Until then Étienne had avoided Le Voreux, unnerved by the ever-present black silhouette of the sentry up on the spoil-heap, overlooking the plain. You couldn't miss him, planted there against the sky like the regiment's flag and dominating the landscape. Towards three o'clock in the morning the sky grew very dark, and Étienne went over to the pit, where some comrades briefed him on the poor state of the shaft lining: indeed in their view the whole thing needed to be replaced immediately, which would have meant halting production for three months. He wandered around for a long time, listening to the tap-tap of the joiners' mallets down in the shaft. It cheered him to think of the mine being injured and that they were having to bind the wound.

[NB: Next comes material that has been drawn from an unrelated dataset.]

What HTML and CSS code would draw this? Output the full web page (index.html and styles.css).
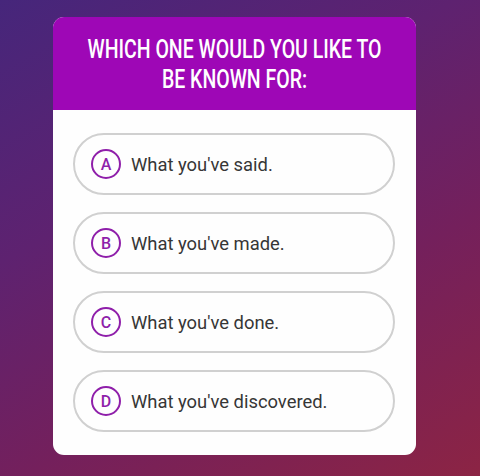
FILE: index.html
```html
<!DOCTYPE html>
<html>
<head>
<meta charset="utf-8">
<link rel="stylesheet" href="styles.css">
</head>
<body>
<div class="stage">
  <div class="card">
    <div class="header">
      <h1 class="title">WHICH ONE WOULD YOU LIKE TO<br>BE KNOWN FOR:</h1>
    </div>
    <div class="options">
      <div class="option"><span class="badge">A</span><span class="label">What you've said.</span></div>
      <div class="option"><span class="badge">B</span><span class="label">What you've made.</span></div>
      <div class="option"><span class="badge">C</span><span class="label">What you've done.</span></div>
      <div class="option"><span class="badge">D</span><span class="label">What you've discovered.</span></div>
    </div>
  </div>
</div>
</body>
</html>
```
FILE: styles.css
```css
html, body {
  margin: 0;
  padding: 0;
}
body {
  width: 480px;
  height: 476px;
  overflow: hidden;
  font-family: Roboto, "Liberation Sans", sans-serif;
}
.stage {
  width: 480px;
  height: 476px;
  box-sizing: border-box;
  padding: 17px 64px 0 53px;
  background: linear-gradient(150deg, #46267b 0%, #5e2270 35%, #74205c 65%, #8c2444 100%);
}
.card {
  width: 363px;
  height: 438px;
  border-radius: 11px;
  overflow: hidden;
  background: #fefefe;
  display: flex;
  flex-direction: column;
}
.header {
  height: 93px;
  background: #9e07b6;
  display: flex;
  align-items: center;
  justify-content: center;
  padding-top: 3px;
  box-sizing: border-box;
}
.title {
  margin: 0;
  color: #fff;
  text-align: center;
  font-family: Roboto, "Liberation Sans", sans-serif;
  font-weight: 500;
  font-size: 25px;
  line-height: 30px;
  white-space: nowrap;
  transform: scaleX(0.78);
}
.options {
  display: flex;
  flex-direction: column;
  gap: 17px;
  padding: 23px 21px 0 20px;
}
.option {
  height: 62px;
  box-sizing: border-box;
  border: 2px solid #d0d0d0;
  border-radius: 31px;
  display: flex;
  align-items: center;
  padding-left: 16px;
}
.badge {
  width: 30px;
  height: 30px;
  box-sizing: border-box;
  border: 2px solid #8f1faa;
  border-radius: 50%;
  color: #8f1faa;
  font-size: 16px;
  font-weight: 500;
  display: flex;
  align-items: center;
  justify-content: center;
  margin-right: 10px;
}
.label {
  color: #363636;
  font-size: 18.4px;
}
```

At dawn, on his way back, he found the sentry still standing on the spoil-heap. This time he would surely be spotted. As he walked along, he thought of these soldiers, of these men of the people who had been armed against the people. How easily the revolution would have triumphed had the army suddenly come over to their side! All it needed was for the working man or the peasant in his barracks to remember his origins. This was the supreme danger, the doomsday vision which set bourgeois teeth chattering when they thought about the possibility of the troops defecting. In two short hours they would be swept away, wiped out, along with all the pleasures and abominations of their
iniquitous lives. Already it was said that whole regiments had become infected with socialism. Was it true? Would the age of justice dawn thanks to the very cartridges issued by the bourgeois themselves? And as his mind raced with new hope, the young man imagined the regiment deployed to guard the mines deciding instead to support the strike, turning their guns on the Company's directors, and at last delivering the mine into the hands of the miners themselves.

He suddenly found himself climbing the spoil-heap, his head spinning with these thoughts. Why not have a chat with the soldier? That way he'd learn how the fellow saw things. Casually he drew nearer, pretending to scavenge for old wood among the rubbish. Still the sentry did not move.

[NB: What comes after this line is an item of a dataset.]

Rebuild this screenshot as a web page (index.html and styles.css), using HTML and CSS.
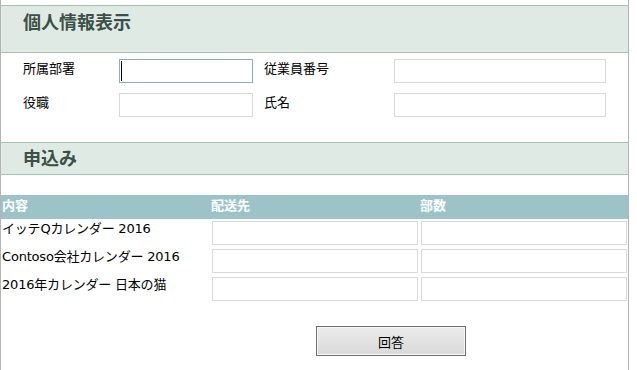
FILE: index.html
```html
<!DOCTYPE html>
<html lang="ja">
<head>
<meta charset="utf-8">
<title>個人情報表示</title>
<link rel="stylesheet" href="styles.css">
</head>
<body>
<div class="page">
  <h2 class="band band-main">個人情報表示</h2>
  <div class="form">
    <div class="form-row">
      <span class="label label-a">所属部署</span>
      <span class="field-wrap">
        <input class="field field-a focused" type="text">
        <span class="caret"></span>
      </span>
      <span class="label label-b">従業員番号</span>
      <input class="field field-b" type="text">
    </div>
    <div class="form-row">
      <span class="label label-a">役職</span>
      <input class="field field-a" type="text">
      <span class="label label-b">氏名</span>
      <input class="field field-b" type="text">
    </div>
  </div>

  <h2 class="band band-sub">申込み</h2>

  <div class="table">
    <div class="t-head">
      <span class="th">内容</span>
      <span class="th">配送先</span>
      <span class="th">部数</span>
    </div>
    <div class="t-row">
      <span class="td">イッテQカレンダー 2016</span>
      <span class="td"><input class="cell-input" type="text"></span>
      <span class="td"><input class="cell-input" type="text"></span>
    </div>
    <div class="t-row">
      <span class="td">Contoso会社カレンダー 2016</span>
      <span class="td"><input class="cell-input" type="text"></span>
      <span class="td"><input class="cell-input" type="text"></span>
    </div>
    <div class="t-row">
      <span class="td">2016年カレンダー 日本の猫</span>
      <span class="td"><input class="cell-input" type="text"></span>
      <span class="td"><input class="cell-input" type="text"></span>
    </div>
  </div>

  <div class="actions">
    <button class="btn" type="button">回答</button>
  </div>
</div>
</body>
</html>
```

FILE: styles.css
```css
html, body {
  margin: 0;
  padding: 0;
  background: #ffffff;
}

body {
  font-family: "Noto Sans CJK JP", "Noto Sans", sans-serif;
  font-size: 13px;
  color: #000;
}

.page {
  width: 627px;
  min-height: 370px;
  border-left: 1px solid #b4b4b4;
  border-right: 1px solid #b4b4b4;
  padding-top: 5px;
  box-sizing: content-box;
}

.band {
  margin: 0;
  background: #e0eae5;
  border-top: 1px solid #a9c2b8;
  border-bottom: 1px solid #a9c2b8;
  color: #3b5046;
  font-size: 18px;
  font-weight: bold;
  line-height: 24px;
  padding-left: 22px;
}

.band-main {
  padding-top: 3px;
  box-sizing: border-box;
  height: 48px;
}

.band-sub {
  margin-top: 25px;
  height: 33px;
  box-sizing: border-box;
  padding-top: 2px;
  border-color: #a3c4b3;
}

.form {
  padding-left: 22px;
  padding-top: 6px;
}

.form-row {
  display: flex;
  align-items: flex-start;
  height: 24px;
  margin-bottom: 10px;
}

.form-row:last-child {
  margin-bottom: 0;
}

.label {
  line-height: 18px;
}

.label-a {
  width: 96px;
}

.label-b {
  width: 130px;
  margin-left: 11px;
}

.field-wrap {
  position: relative;
  display: block;
  height: 24px;
}

.field {
  display: block;
  height: 24px;
  box-sizing: border-box;
  border: 1px solid #d9d9d9;
  padding: 0;
  margin: 0;
  outline: none;
  background: #fff;
  font: inherit;
}

.field-a {
  width: 134px;
}

.field-b {
  width: 212px;
}

.field.focused {
  border-color: #8fa9c6;
}

.caret {
  position: absolute;
  left: 2px;
  top: 2px;
  width: 1px;
  height: 20px;
  background: #000;
}

.table {
  margin-top: 20px;
}

.t-head,
.t-row {
  display: grid;
  grid-template-columns: 209px 209px 209px;
}

.t-head {
  background: #9cc4c8;
  height: 24px;
}

.th {
  color: #ffffff;
  font-weight: bold;
  line-height: 20px;
  padding-left: 1px;
}

.t-row {
  height: 28px;
}

.td {
  font-family: "DejaVu Sans", "Noto Sans CJK JP", sans-serif;
  font-size: 13px;
  line-height: 20px;
  padding-left: 1px;
  letter-spacing: -0.2px;
}

.cell-input {
  display: block;
  width: 206px;
  height: 24px;
  box-sizing: border-box;
  margin: 2px 0 0 1px;
  border: 1px solid #d9d9d9;
  padding: 0;
  outline: none;
  background: #fff;
  font: inherit;
}

.actions {
  padding-left: 315px;
  padding-top: 23px;
}

.btn {
  width: 150px;
  height: 30px;
  box-sizing: border-box;
  border: 1px solid #6e6e6e;
  box-shadow: inset 0 0 0 1px #f7f7f7;
  background: linear-gradient(#ececec, #d9d9d9);
  font-family: "Noto Sans CJK JP", sans-serif;
  font-size: 13px;
  color: #000;
  padding: 0;
  cursor: pointer;
}
```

‘Hallo, comrade. Bloody awful weather!' Étienne said finally. ‘It looks like snow.'

The soldier was short, with very fair hair and a pale, gentle face covered in freckles. Wrapped in his cape he looked ill at ease, every inch the raw recruit.

‘Yes, it does, doesn't it?' he muttered.

And his blue eyes gazed at the wan sky and a grey misty dawn in which coal-dust seemed to hang like lead over the distant plain.

‘Damned stupid of them to stick you up here like this so you can freeze to death!' Étienne went on. ‘It's not as if we're expecting the Cossacks,
1
is it?…And there's always such a terrible wind up here, too!'

The little soldier shivered uncomplainingly. In fact there was the dry-stone hut in which old Bonnemort used to shelter on the nights when it was blowing a gale; but the soldier's orders were not to move from the summit of the spoil-heap, and so he stayed where he was, his hands so stiff from the cold that he could no longer feel his rifle. He belonged to a detachment of sixty men whose job it was to guard Le Voreux; and as this cruel watch fell to him frequently, he had more than once nearly breathed his last up here, all feeling gone from his feet. But it was what the job required; passive obedience had finally numbed his brain, and he replied to questions with the garbled mumblings of a child who is half asleep.

For a quarter of an hour Étienne tried in vain to get him to talk politics. He answered yes and no but without appearing to understand; some comrades said the captain was republican; as for himself, he didn't really know, it was all the same to him. If they ordered him to shoot, he'd shoot, so as not to be punished. As Étienne, the working man, listened to him, he was filled with the people's instinctive hatred of the army, of these brothers whose allegiance changed the minute they pulled on a pair of red trousers.